I read the “dossier” on the Virginia Tech shooting in my local paper yesterday. There was a whole section on backlash and fears of it or not, mostly from articles reprinted from the American press. It’s funny, (not) but when there was a similar shooting at a college in Montreal last September, no-one mentioned backlash.
The perp there was of South Asian origin, and there was some discussion of how racism and being caught between two cultures might have been difficult for him and set him on the rocky road to gunning down a bunch of people and then himself. However, when backlash was briefly described a week later, it was not in a racial context, but in the form of testimonies from young people in the goth movement, who reported that people looked at them even more warily now (the guy had posted several graphic videos about being some kind of grim reaper on goth-community sites), and some even said they’d been the object of hateful outbursts in the street.
So yesterday morning I thought, “what does that say about American society to even have to ask the question about backlash at all?”
I must admit, even though I am not American and not living in the US, I felt sad when I discovered the race of the shooter, which I note was mentioned immediately (much later in the Montreal shooting) and erroneously.
I felt sad because of the “representation dilemma”. When “one of our own” does something reprehensible, we all feel concerned. It is a reality for minorities everywhere.
Perhaps “sad” is not the right word. Feelings of anger and fear, as well as sadness, from Asian people have been mentioned in other blogs (see ricedaddies, reappropriate). I noted anger against Cho seemed prevalent, as if he’d let us all down. Fear that we will be held responsible for his actions abounds.
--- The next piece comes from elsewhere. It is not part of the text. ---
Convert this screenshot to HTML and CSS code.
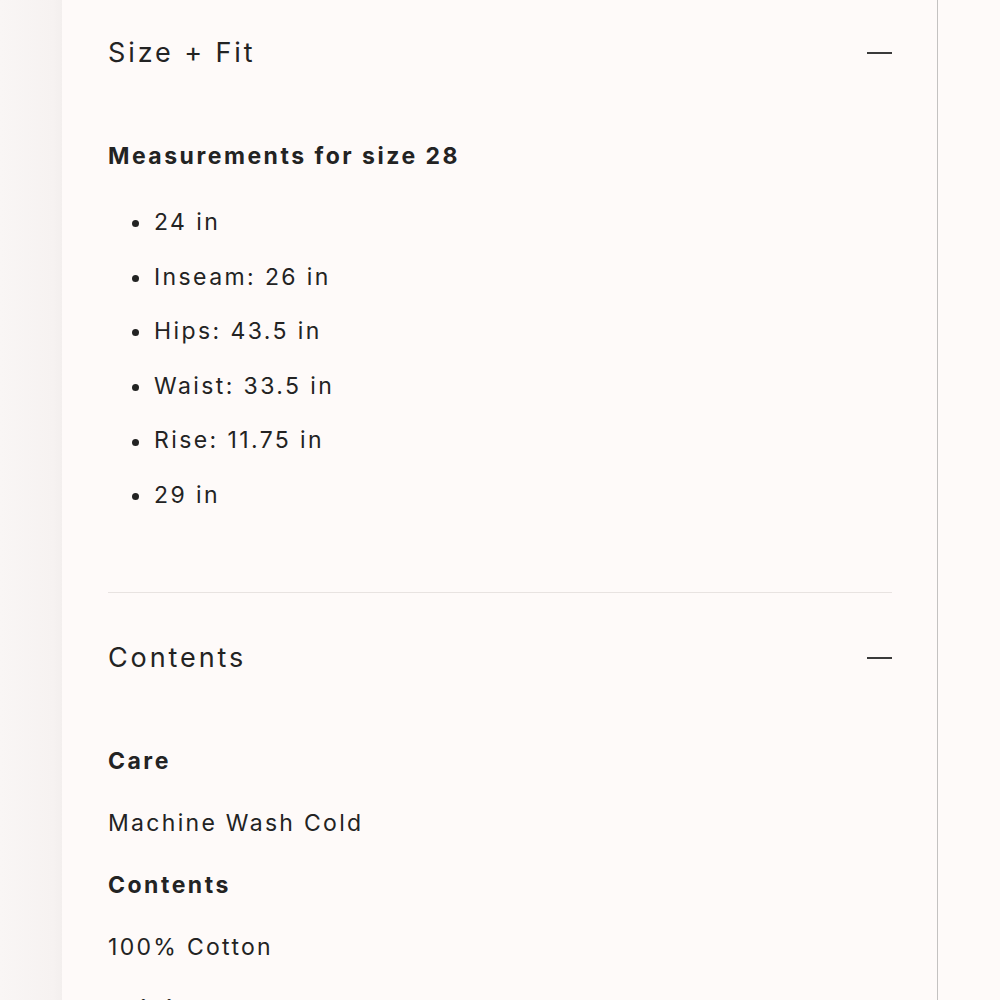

Perhaps “sad” is the right word – I feel sad that fellow Asians should have to deal with these feelings. And I also feel anger – anger against a society that makes it our problem, and that makes it a “whites against people of colour” problem even though Cho himself was not racially discriminating in whom he shot in cold blood.
I am fortunate that I do not have to feel fear because I do not live in the States, but I am very conscious that my emotions stem from a general feeling of not being safe that is common to many people of colour.
My heart goes out to the families of the victims and to all those who have to deal personally with the aftermath of this tragic event, whether they were actually physically involved or not.